▸ Exercise: Return the listing below unchanged, minus its pictures.

▸ Source material:
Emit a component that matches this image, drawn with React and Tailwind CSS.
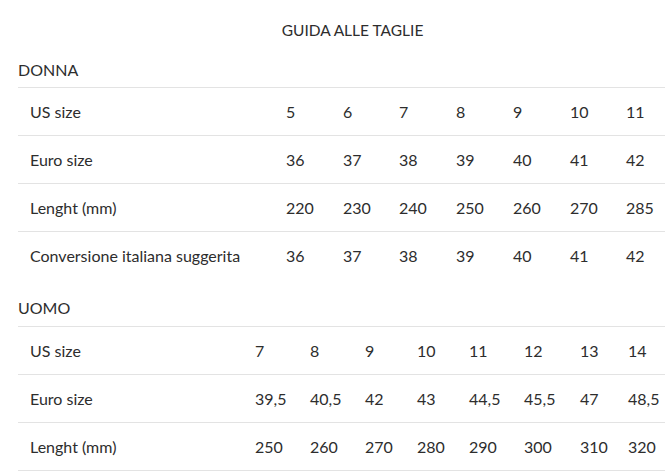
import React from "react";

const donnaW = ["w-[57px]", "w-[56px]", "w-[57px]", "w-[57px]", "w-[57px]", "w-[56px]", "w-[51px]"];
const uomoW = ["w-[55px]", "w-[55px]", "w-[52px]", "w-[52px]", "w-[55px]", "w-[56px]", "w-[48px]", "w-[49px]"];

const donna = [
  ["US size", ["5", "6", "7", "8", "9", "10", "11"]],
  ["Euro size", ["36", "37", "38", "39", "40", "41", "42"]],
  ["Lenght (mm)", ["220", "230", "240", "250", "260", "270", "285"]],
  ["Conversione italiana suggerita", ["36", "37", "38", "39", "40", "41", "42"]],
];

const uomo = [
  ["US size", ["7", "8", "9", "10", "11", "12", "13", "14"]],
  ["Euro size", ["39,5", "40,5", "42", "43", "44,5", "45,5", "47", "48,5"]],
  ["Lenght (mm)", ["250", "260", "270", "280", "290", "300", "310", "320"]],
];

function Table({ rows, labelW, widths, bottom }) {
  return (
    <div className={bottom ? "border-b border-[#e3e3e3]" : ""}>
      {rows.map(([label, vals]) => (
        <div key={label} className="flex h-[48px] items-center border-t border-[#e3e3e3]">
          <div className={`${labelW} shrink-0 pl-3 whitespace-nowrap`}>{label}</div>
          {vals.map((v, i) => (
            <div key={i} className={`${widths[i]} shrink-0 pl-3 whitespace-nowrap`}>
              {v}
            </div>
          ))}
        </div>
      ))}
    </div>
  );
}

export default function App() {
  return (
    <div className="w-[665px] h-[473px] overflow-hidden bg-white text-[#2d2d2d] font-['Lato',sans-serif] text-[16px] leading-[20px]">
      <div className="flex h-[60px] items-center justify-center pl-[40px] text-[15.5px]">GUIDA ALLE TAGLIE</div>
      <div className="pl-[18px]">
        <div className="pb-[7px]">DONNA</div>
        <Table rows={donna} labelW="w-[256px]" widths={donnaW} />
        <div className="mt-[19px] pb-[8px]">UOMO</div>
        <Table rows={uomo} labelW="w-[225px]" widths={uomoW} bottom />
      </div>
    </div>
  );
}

▸ Answer to this exercise:
Emit a component that matches this image, drawn with React and Tailwind CSS.
import React from "react";

const donnaW = ["w-[57px]", "w-[56px]", "w-[57px]", "w-[57px]", "w-[57px]", "w-[56px]", "w-[51px]"];
const uomoW = ["w-[55px]", "w-[55px]", "w-[52px]", "w-[52px]", "w-[55px]", "w-[56px]", "w-[48px]", "w-[49px]"];

const donna = [
  ["US size", ["5", "6", "7", "8", "9", "10", "11"]],
  ["Euro size", ["36", "37", "38", "39", "40", "41", "42"]],
  ["Lenght (mm)", ["220", "230", "240", "250", "260", "270", "285"]],
  ["Conversione italiana suggerita", ["36", "37", "38", "39", "40", "41", "42"]],
];

const uomo = [
  ["US size", ["7", "8", "9", "10", "11", "12", "13", "14"]],
  ["Euro size", ["39,5", "40,5", "42", "43", "44,5", "45,5", "47", "48,5"]],
  ["Lenght (mm)", ["250", "260", "270", "280", "290", "300", "310", "320"]],
];

function Table({ rows, labelW, widths, bottom }) {
  return (
    <div className={bottom ? "border-b border-[#e3e3e3]" : ""}>
      {rows.map(([label, vals]) => (
        <div key={label} className="flex h-[48px] items-center border-t border-[#e3e3e3]">
          <div className={`${labelW} shrink-0 pl-3 whitespace-nowrap`}>{label}</div>
          {vals.map((v, i) => (
            <div key={i} className={`${widths[i]} shrink-0 pl-3 whitespace-nowrap`}>
              {v}
            </div>
          ))}
        </div>
      ))}
    </div>
  );
}

export default function App() {
  return (
    <div className="w-[665px] h-[473px] overflow-hidden bg-white text-[#2d2d2d] font-['Lato',sans-serif] text-[16px] leading-[20px]">
      <div className="flex h-[60px] items-center justify-center pl-[40px] text-[15.5px]">GUIDA ALLE TAGLIE</div>
      <div className="pl-[18px]">
        <div className="pb-[7px]">DONNA</div>
        <Table rows={donna} labelW="w-[256px]" widths={donnaW} />
        <div className="mt-[19px] pb-[8px]">UOMO</div>
        <Table rows={uomo} labelW="w-[225px]" widths={uomoW} bottom />
      </div>
    </div>
  );
}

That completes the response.